The Spider's ambition was, as Cowan first put it, to "build an empire of crime...crime on a scale of which no man ever dreamed," and, in Siegel's later telling, to become "the uncrowned king of crime." To that end, the first serial finds The Spider recruiting his two henchmen, expert safecracker Ray Ordini, whom he rescues from a rooftop as the police are closing in on him, and crooked scientist "Professor" Pelham, who he frees from prison after orchestrating a complicated mass breakout.

The trio would emerge from The Spider's castle headquarters in a weird-looking "helicar" of Pelham's invention to commit audacious crimes, always escaping no matter how dire the circumstances may look for them, thanks to the Spider's cunning (and, in a few cases, Siegel offering him obvious help, as when The Spider turns out to be a robot duplicate of himself, or when a conveniently placed princess saves him and his team).

Opposing them are bland, characterization-free police detectives Bob Gilmore and Pete Trask ("the pals," as Siegel's narration would oddly refer to them), but, by the second story in the collection, The Spider would start to find himself matching wits with other master-criminals more often than the law.

The first of these is The Mirror Man, who beats the Spider and his gang to a robbery of ten million in gold bullion in "The Return of The Spider." A big, jolly, bearded man who Bunn draws as a sort of evil Santa Claus, the Mirror Man used mysterious technology to create life-like illusions to seize the ship carrying the bullion, fool The Spider and law enforcement and, at one point, bring a city to its knees by projecting an army of dinosaurs destroying it. 

Siegel would follow up with two rival criminals of his own. The first of these was Dr. Mysterioso, a rather generic mad scientist type with a variety of fantastic inventions (a robot duplicate, a specially bred giant spider, a chemical formula that temporarily gives him Plastic Man-like powers and so on). 

He was followed by the much more unusual Android Emperor, a huge, bearded Hercules of a figure who had made an army of androids, none of which looked much like robots, but rather had fantastical shapes given an unsettling degree of realism by Bunn's unparalleled art (A favorite of mine is the bemused-looking ape with large, plate-like rocket boosters under the soles of his feet and buzzsaws for hands). 

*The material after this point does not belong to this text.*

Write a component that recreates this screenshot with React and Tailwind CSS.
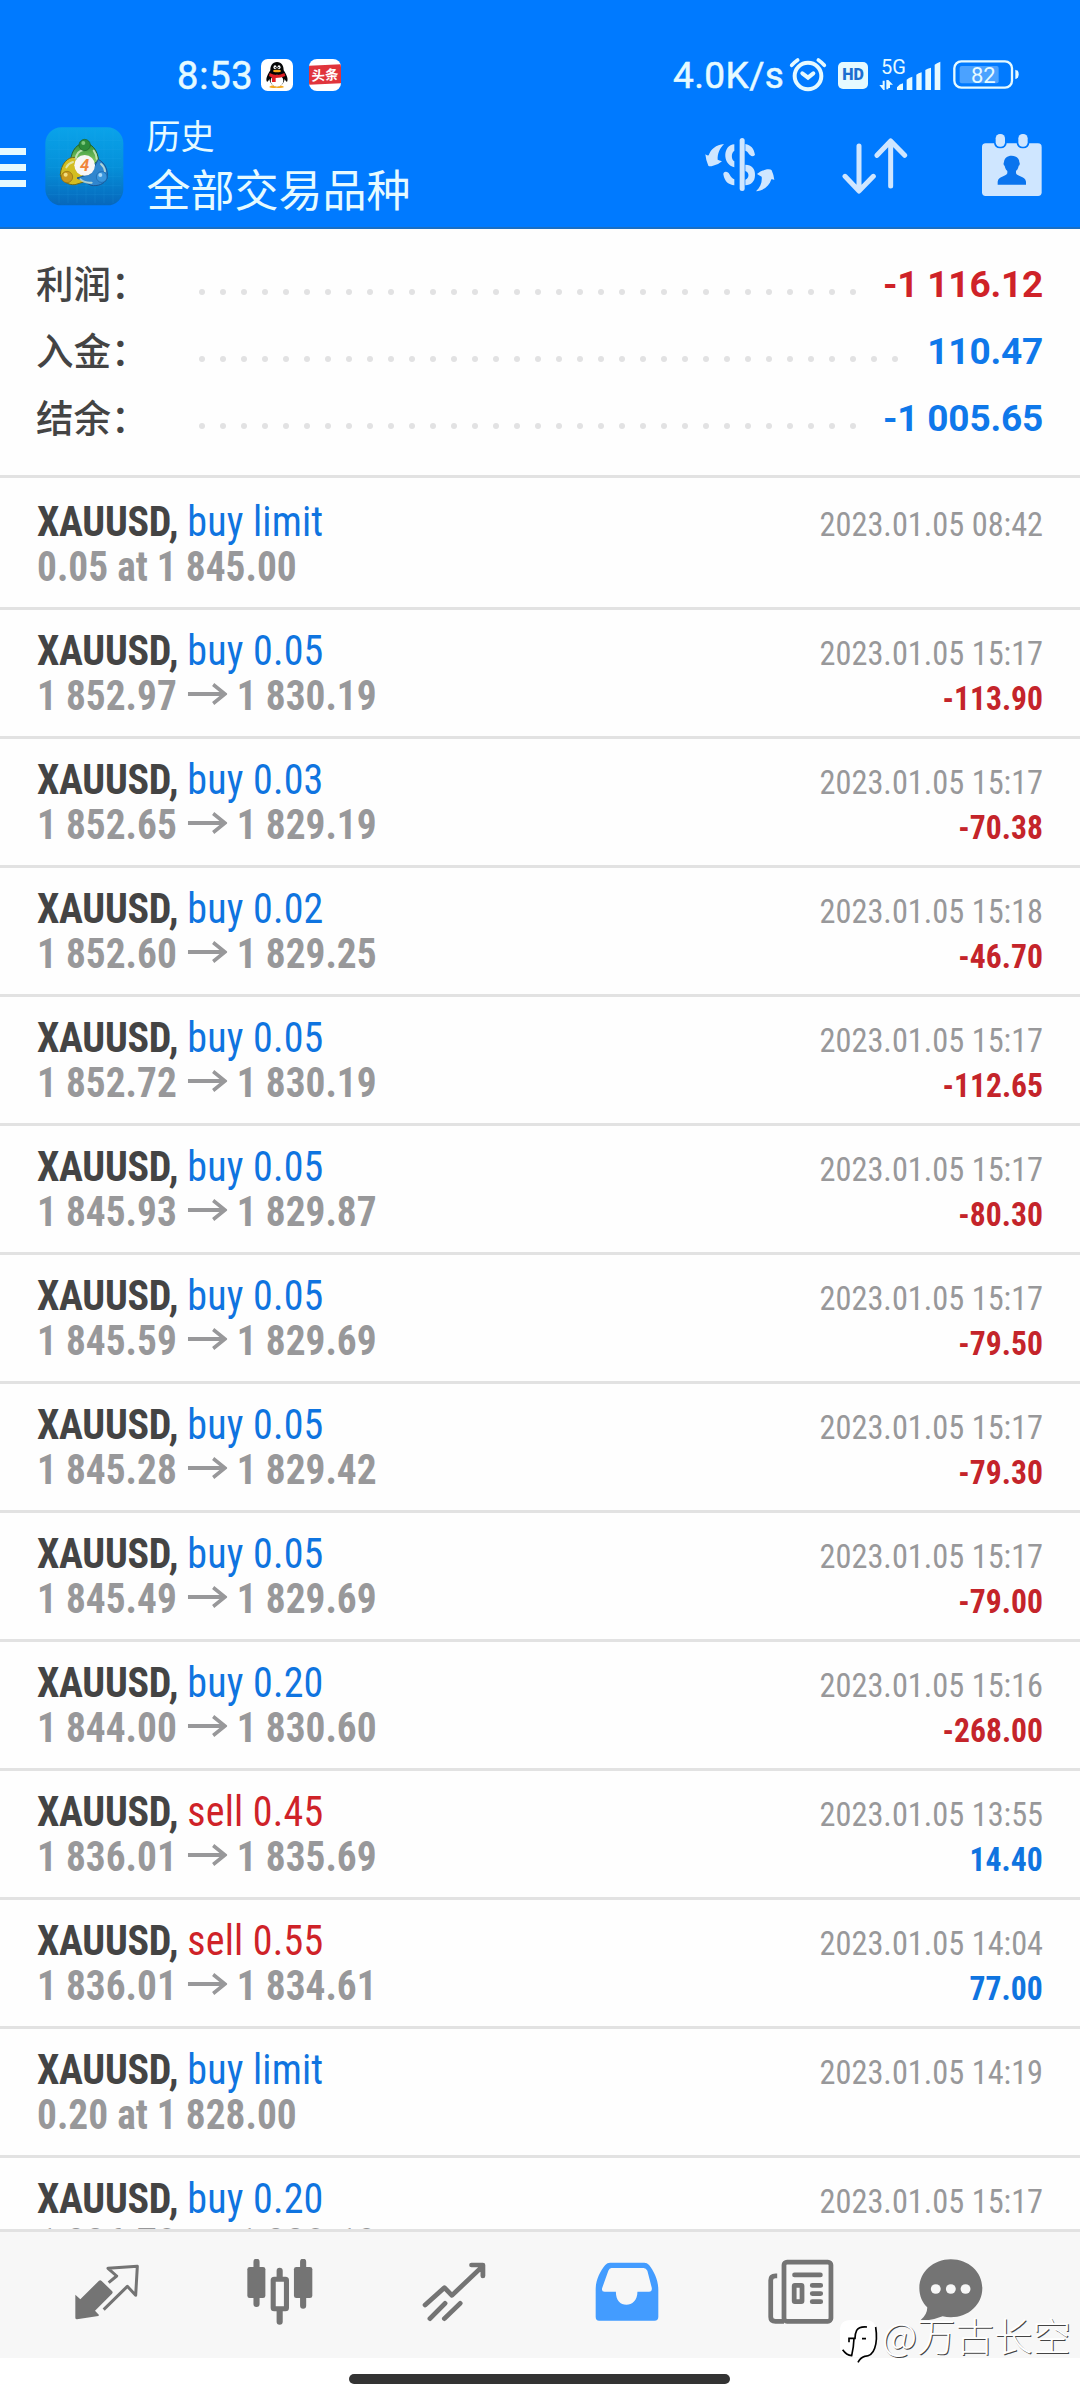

Being a serialized comic strip rather than a full comic book, The Spider feature doesn't necessarily collect into a trade paperback all that cleanly. Each new installment, which came every two pages at the outset, would contain a box with a paragraph explaining the strip's premise and recapping what had come before, which is obviously unnecessary if one is reading the strips back-to-back like this (I learned quickly to just ignore these, which made the reading much easier once I did so). Additionally, that meant the stories had to have a dramatic climax, turning point or danger for the character presented every two pages or so, making for a rather clipped reading experience. 

Luckily, the feature's page count expands before too long, which has the result of both bigger panels, giving readers a better look at Bunn's gorgeous linework, and making for a smoother read. 

While it's Siegel's name that Rebellion included in the title, it's Bunn's work that really makes this a book worth reading. It's head and shoulders above what most of his American peers were doing in comic books at the time, highly realistic without ever looking stiff or over-referenced. Composed of many fine lines and an amount of cross-hatching that hurts my hand just to look at, it is truly beautiful stuff, more akin to a Golden Age newspaper Sunday strip or the illustrations that used to run in newspapers in the days before photography was common (which I also said about Phil Winslade's art above, I realize). 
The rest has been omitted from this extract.